Attended several turkey funeral's today. Should have had one more but my old man is stubborn. 

Don't get any better than midday run and gun!


----------



## TheLionsFan (Dec 20, 2011)

Congrats to all today. Very nice birds. 

Very jealous , knowing if I'd a just brought my darn gun I'd be on board too. Oh well, that's why it's called hunting.


----------



## Dead Bird (Oct 2, 2001)

Firefighter said:


> Attended several turkey funeral's today. Should have had one more but my old man is stubborn.
> 
> Don't get any better than midday run and gun!


OK... so he still gets to hunt.... maybe he isn't so stubborn... just wants it to last... LOL...

wish him good luck for me and congrats on your birds..... nice job....


----------



## stickbow shooter (Dec 19, 2010)

Here is a few pics. One of mine , my son and his friend doubled up this morning with there new Mathews bows .


----------



## Firefighter (Feb 14, 2007)

Dead Bird said:


> OK... so he still gets to hunt.... maybe he isn't so stubborn... just wants it to last... LOL...
> 
> wish him good luck for me and congrats on your birds..... nice job....

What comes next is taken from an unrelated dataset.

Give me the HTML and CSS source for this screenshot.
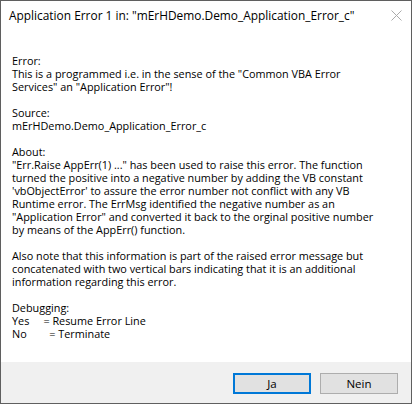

The limbhanger is now safely in the possession of my stubborn Dad.


----------



## Red Ark (Aug 22, 2011)

Opening morning Missaukee co 8 inch beard. I called and my buddy pulled the trigger. He got him at 727 am. Crazy start to the year. Hens all together and the jakes are not gobbling.


----------



## itchn2fish (Dec 15, 2005)

Thanks for starting this thread. Thanks to all for taking us along! Keep 'em coming.....I am waiting until next month, hunt 0133


----------



## hypox (Jan 23, 2000)

Making turkey jerky.


----------



## michiganoutdoorsman (Dec 29, 2010)

Yesterday morning around 6:45. Crazy hunt that happened so fast!


----------



## mattawanhunter (Oct 30, 2011)

NICE Congrats!, Sure wish I had applied for the early season, the mosquito season is gonna be killer this year!


Had to look that one up!
*Acts 11:7* Then I heard a voice telling me, ‘Get up, Peter. Kill and eat.’





Acts 11:7 said:


> All done!!!







TheLionsFan said:


> 20 yards...2 toms.... chip shot ..and I missed. I freakin missed. Arrow zipped right behind him. Talk about frustration.


----------



## gtokid1 (Oct 21, 2008)

Hillsdale county 0815hrs Tom 8inch beard don't shoot Jakes.


----------



## yooper Bob (Jul 11, 2016)

d_rek said:


> Couldn't remember if we do these for turkey season or not...
> 
> Anyway! Dropping the kids off at the pool then walking out behind my house to hunt the back of the property this morning.
> 
> ...


Been to busy to get out yet. friends farm I hunt has lots of birds. planNing on a couple of days first week of May.. I love roasted , turkey, its our deer camp main meal.


----------